» **What is required**:
Search the material for the string "styles", then report how many lines hold it, with no other text.

» **Available data**:
** Begin **

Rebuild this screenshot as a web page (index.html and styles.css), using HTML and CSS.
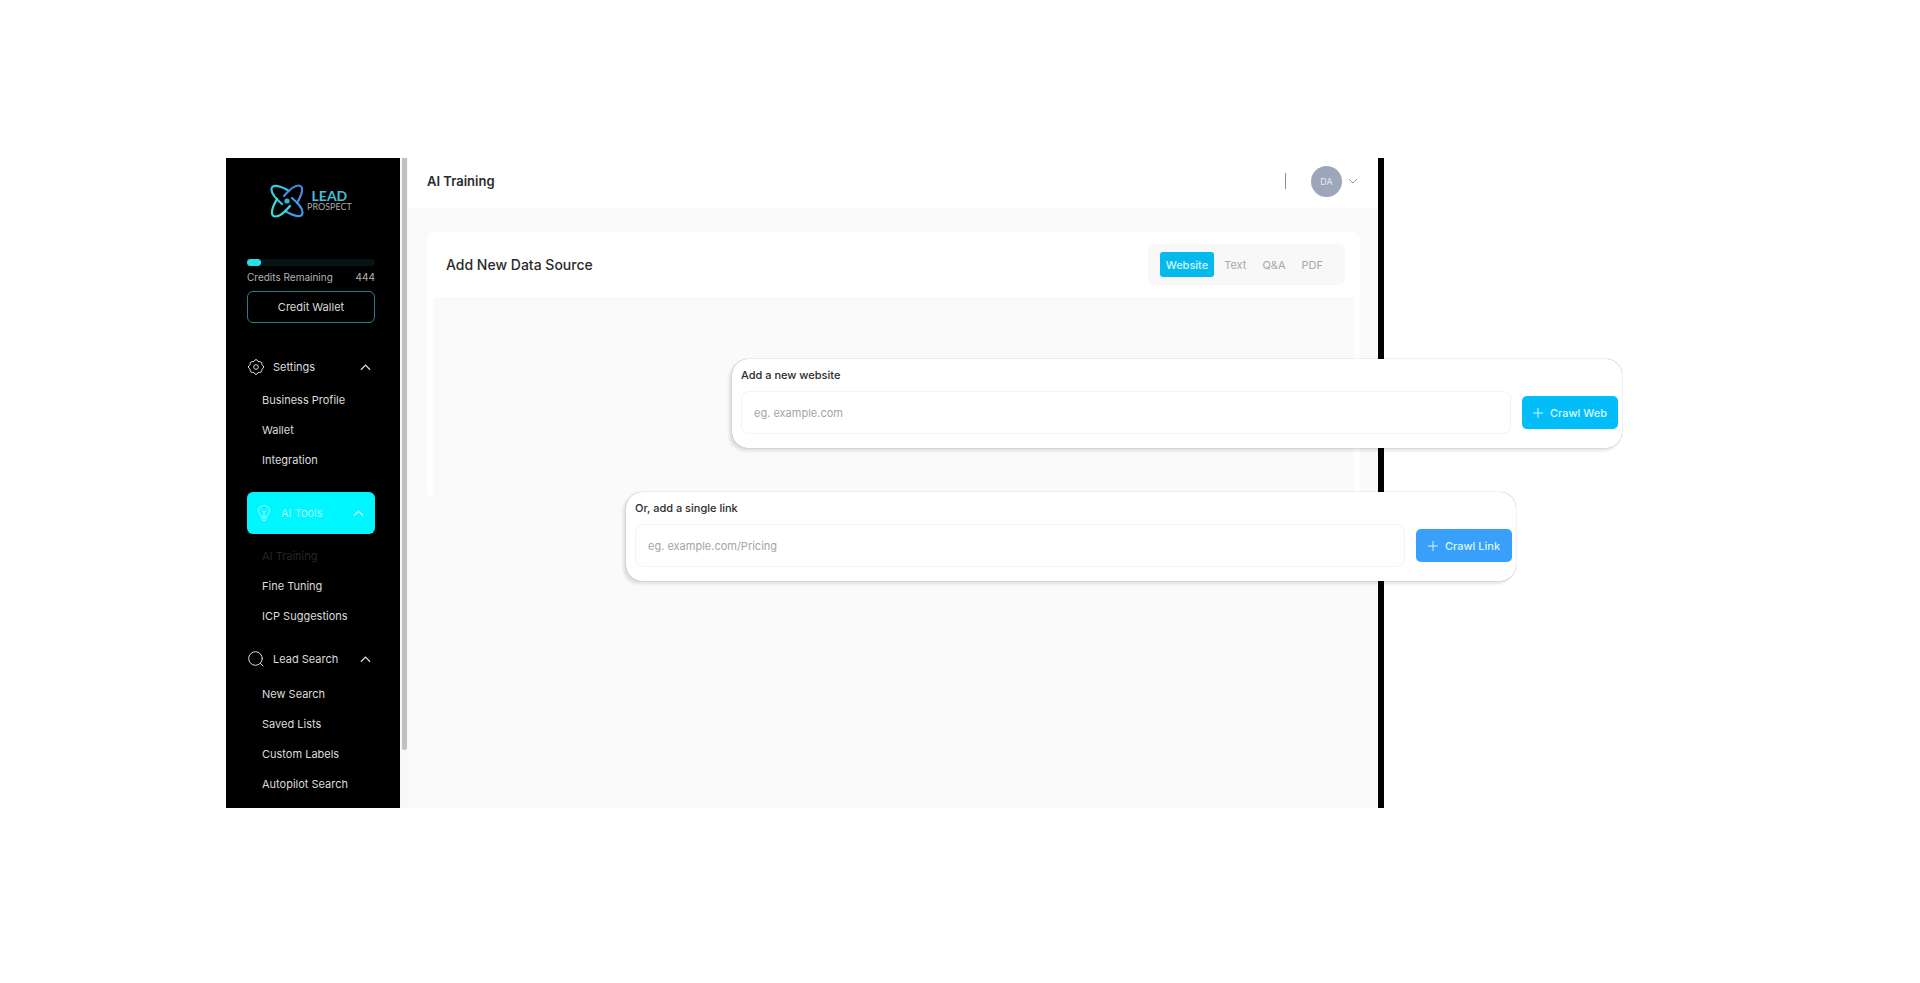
FILE: index.html
```html
<!DOCTYPE html>
<html lang="en">
<head>
    <meta charset="UTF-8">
    <meta name="viewport" content="width=device-width, initial-scale=1.0">
    <title>Lead Prospect - AI Training</title>
    <link rel="stylesheet" href="styles.css">
</head>
<body>
    <div class="app">
        <aside class="sidebar">
            <a class="logo" href="#">
                <svg class="logo-mark" viewBox="0 0 34 34" fill="none" stroke-width="2.2" stroke-linecap="round">
                    <path stroke="#35c8e4" d="M12 20C6 15 1.500 9 1.500 5.500 1.500 0.500 8 0.500 19 7"/>
                    <path stroke="#4a86e0" d="M12 20C6 15 1.500 9 1.500 5.500 1.500 0.500 8 0.500 19 7" transform="rotate(90 17 17)"/>
                    <path stroke="#3f9ce4" d="M12 20C6 15 1.500 9 1.500 5.500 1.500 0.500 8 0.500 19 7" transform="rotate(180 17 17)"/>
                    <path stroke="#35e0dc" d="M12 20C6 15 1.500 9 1.500 5.500 1.500 0.500 8 0.500 19 7" transform="rotate(270 17 17)"/>
                    <circle cx="17" cy="17" r="2.6" fill="#3cb0dc"/>
                </svg>
                <span class="logo-text">
                    <span class="logo-lead">LEAD</span>
                    <span class="logo-prospect">PROSPECT</span>
                </span>
            </a>

            <div class="credits">
                <div class="credits-bar"><div class="credits-fill"></div></div>
                <div class="credits-row"><span>Credits Remaining</span><span>444</span></div>
                <button class="wallet-button" type="button">Credit Wallet</button>
            </div>

            <nav class="menu">
                <button class="menu-header" type="button">
                    <svg class="menu-icon" viewBox="0 0 16 16" fill="none" stroke="currentColor" stroke-linejoin="round">
                        <path d="M6 2.500Q8-1.500 10 2.500 14.500 2.300 13.800 5.500 17.500 8 13.800 10.500 14.500 13.700 10 13.500 8 17.500 6 13.500 1.500 13.700 2.200 10.500-1.500 8 2.200 5.500 1.500 2.300 6 2.500z"/>
                        <circle cx="8" cy="8" r="2.300"/>
                    </svg>
                    <span>Settings</span>
                    <svg class="chevron" viewBox="0 0 12 8" fill="none" stroke="currentColor" stroke-width="1.4"><path d="M1 7l5-5 5 5"/></svg>
                </button>
                <ul class="menu-list">
                    <li><a href="#">Business Profile</a></li>
                    <li><a href="#">Wallet</a></li>
                    <li><a href="#">Integration</a></li>
                </ul>

                <button class="menu-header active" type="button">
                    <svg class="menu-icon" viewBox="0 0 16 16" fill="none" stroke="currentColor" stroke-linecap="round" stroke-linejoin="round">
                        <path d="M5.500 11.500C5.500 9.500 2.500 9 2.500 5.800a5.500 5.300 0 0 1 11 0c0 3.200-3 3.700-3 5.700zM5.800 13.700h4.400M6.800 15.500h2.400M8 11V7M5.800 5.300 8 7l2.200-1.700"/>
                    </svg>
                    <span>AI Tools</span>
                    <svg class="chevron" viewBox="0 0 12 8" fill="none" stroke="currentColor" stroke-width="1.8"><path d="M1 7l5-5 5 5"/></svg>
                </button>
                <ul class="menu-list">
                    <li><a class="current" href="#">AI Training</a></li>
                    <li><a href="#">Fine Tuning</a></li>
                    <li><a href="#">ICP Suggestions</a></li>
                </ul>

                <button class="menu-header" type="button">
                    <svg class="menu-icon" viewBox="0 0 16 16" fill="none" stroke="currentColor" stroke-linecap="round">
                        <circle cx="7.500" cy="7.500" r="6.800"/>
                        <path d="M12.500 12.500l2.500 2.500"/>
                    </svg>
                    <span>Lead Search</span>
                    <svg class="chevron" viewBox="0 0 12 8" fill="none" stroke="currentColor" stroke-width="1.4"><path d="M1 7l5-5 5 5"/></svg>
                </button>
                <ul class="menu-list">
                    <li><a href="#">New Search</a></li>
                    <li><a href="#">Saved Lists</a></li>
                    <li><a href="#">Custom Labels</a></li>
                    <li><a href="#">Autopilot Search</a></li>
                </ul>
            </nav>
        </aside>

        <div class="scroll-track"><div class="scroll-thumb"></div></div>

        <main class="main">
            <header class="topbar">
                <h1>AI Training</h1>
                <span class="divider"></span>
                <button class="account" type="button">
                    <span class="avatar">DA</span>
                    <svg class="account-chevron" viewBox="0 0 10 6" fill="none" stroke="currentColor"><path d="M1 1l4 4 4-4"/></svg>
                </button>
            </header>

            <section class="source-card">
                <div class="source-head">
                    <h2>Add New Data Source</h2>
                    <div class="tabs">
                        <button class="tab selected" type="button">Website</button>
                        <button class="tab" type="button">Text</button>
                        <button class="tab" type="button">Q&amp;A</button>
                        <button class="tab" type="button">PDF</button>
                    </div>
                </div>
                <div class="source-body"></div>
            </section>
        </main>

        <form class="crawl-card crawl-web">
            <label for="website">Add a new website</label>
            <div class="crawl-row">
                <input id="website" type="text" placeholder="eg. example.com">
                <button type="button">
                    <svg class="plus" viewBox="0 0 10 10" stroke="currentColor"><path d="M5 0v10M0 5h10"/></svg>
                    Crawl Web
                </button>
            </div>
        </form>

        <form class="crawl-card crawl-link">
            <label for="link">Or, add a single link</label>
            <div class="crawl-row">
                <input id="link" type="text" placeholder="eg. example.com/Pricing">
                <button type="button">
                    <svg class="plus" viewBox="0 0 10 10" stroke="currentColor"><path d="M5 0v10M0 5h10"/></svg>
                    Crawl Link
                </button>
            </div>
        </form>
    </div>
</body>
</html>
```
FILE: styles.css
```css
* {
    box-sizing: border-box;
}
body {
    margin: 0;
    padding: 158px 536px 0 226px;
    font-family: Inter, "Liberation Sans", sans-serif;
    font-size: 11px;
    background-color: #fff;
    color: #2b2b2b;
}
button, input {
    font-family: inherit;
    font-size: 11px;
}
button {
    padding: 0;
    border: none;
    background: none;
    cursor: pointer;
}
a {
    color: inherit;
    text-decoration: none;
}
.app {
    position: relative;
    display: grid;
    grid-template-columns: 174px 8px 1fr;
    border-right: 6px solid #000;
}

/* sidebar */
.sidebar {
    padding: 24px 25px 9px 21px;
    background-color: #000;
    color: #dcdcdc;
}
.logo {
    display: flex;
    align-items: center;
    gap: 3px;
    height: 38px;
    padding-left: 23px;
}
.logo-mark {
    width: 34px;
    height: 34px;
}
.logo-text {
    display: flex;
    flex-direction: column;
    align-items: center;
}
.logo-lead {
    font-family: Lato, sans-serif;
    font-size: 14px;
    font-weight: 700;
    line-height: 12px;
    color: #41bfd6;
}
.logo-prospect {
    font-family: Lato, sans-serif;
    font-size: 9px;
    line-height: 10px;
    color: #a8a8a8;
}
.credits {
    margin-top: 39px;
}
.credits-bar {
    height: 7px;
    border-radius: 4px;
    background-color: #071413;
}
.credits-fill {
    width: 11%;
    height: 100%;
    border-radius: 4px;
    background-color: #22e3ea;
}
.credits-row {
    display: flex;
    justify-content: space-between;
    margin: 4px 0 7px;
    font-size: 10px;
    line-height: 14px;
    color: #b4b4b4;
}
.wallet-button {
    width: 100%;
    height: 32px;
    border: 1px solid #2c7f80;
    border-radius: 6px;
    color: #dcdcdc;
}
.menu {
    margin-top: 28px;
}
.menu-header {
    display: flex;
    align-items: center;
    width: 100%;
    height: 32px;
    padding: 0 4px 0 1px;
    color: #dcdcdc;
}
.menu-icon {
    width: 16px;
    height: 16px;
    margin-right: 9px;
}
.chevron {
    width: 11px;
    height: 8px;
    margin-left: auto;
}
.menu-header.active {
    height: 42px;
    padding: 0 11px 0 9px;
    border-radius: 6px;
    background-color: #00f6ff;
    color: #a5fbff;
}
.menu-list {
    margin: 2px 0 17px;
    padding: 0 0 0 15px;
    list-style: none;
    line-height: 30px;
    white-space: nowrap;
}
.active + .menu-list {
    margin: 7px 0 12px;
}
.menu-list:last-child {
    margin: 4px 0 0;
}
.menu-list .current {
    color: #262626;
}
.scroll-track {
    padding-left: 2px;
    background-color: #f8f8f8;
}
.scroll-thumb {
    width: 5px;
    height: 91%;
    border-radius: 0 0 3px 3px;
    background-color: #c0c0c0;
}

/* main area */
.main {
    background-color: #fafafa;
}
.topbar {
    display: flex;
    align-items: center;
    height: 50px;
    padding: 0 20px 4px 19px;
    background-color: #fff;
}
h1, h2 {
    margin: 0;
    font-size: 13px;
    font-weight: 600;
}
.divider {
    width: 1px;
    height: 16px;
    margin: 0 25px 0 auto;
    background-color: #8c8c8c;
}
.account {
    display: flex;
    align-items: center;
    gap: 6px;
    color: #9a9a9a;
}
.avatar {
    width: 31px;
    border-radius: 50%;
    background-color: #9da6ba;
    color: #e4e8f0;
    font-size: 9px;
    line-height: 31px;
}
.account-chevron {
    width: 10px;
    height: 6px;
}
.source-card {
    margin: 24px 18px 0 19px;
    padding: 0 6px;
    border-radius: 8px;
    background-color: #fff;
}
.source-head {
    display: flex;
    align-items: center;
    justify-content: space-between;
    height: 65px;
    padding: 0 9px 0 13px;
}
h2 {
    font-size: 14px;
    font-weight: 500;
}
.tabs {
    display: flex;
    gap: 4px;
    padding: 8px 16px 8px 12px;
    border-radius: 6px;
    background-color: #f8f8f8;
}
.tab {
    height: 25px;
    padding: 0 6px;
    border-radius: 3px;
    color: #a8a8a8;
}
.tab.selected {
    background-color: #04b9ec;
    color: #d4f6ff;
    font-weight: 500;
}
.source-body {
    height: 202px;
    background-color: #fafafa;
}

/* floating crawl forms */
.crawl-card {
    position: absolute;
    padding: 7px 4px 14px 9px;
    border-radius: 16px;
    background-color: #fff;
    box-shadow: -3px 3px 3px rgba(0,0,0,0.1), 0 0 1px rgba(0,0,0,0.5);
}
.crawl-web {
    top: 201px;
    left: 506px;
    right: -244px;
}
.crawl-link {
    top: 334px;
    left: 400px;
    right: -138px;
}
.crawl-card label {
    display: block;
    font-weight: 500;
    line-height: 18px;
}
.crawl-row {
    display: flex;
    align-items: center;
    gap: 11px;
    margin-top: 7px;
}
.crawl-row input {
    flex: 1;
    height: 43px;
    padding: 0 12px;
    border: 1px solid #f3f3f3;
    border-radius: 8px;
    background-color: #fff;
}
.crawl-row input::placeholder {
    color: #a2a6a6;
}
.crawl-row button {
    display: flex;
    align-items: center;
    justify-content: center;
    gap: 7px;
    width: 96px;
    height: 33px;
    border-radius: 5px;
    background-color: #02bdf8;
    color: #d8f7ff;
    font-weight: 500;
}
.crawl-link .crawl-row button {
    background-color: #38a0fb;
}
.plus {
    width: 10px;
    height: 10px;
}
```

** End **

» **Correct answer**:
3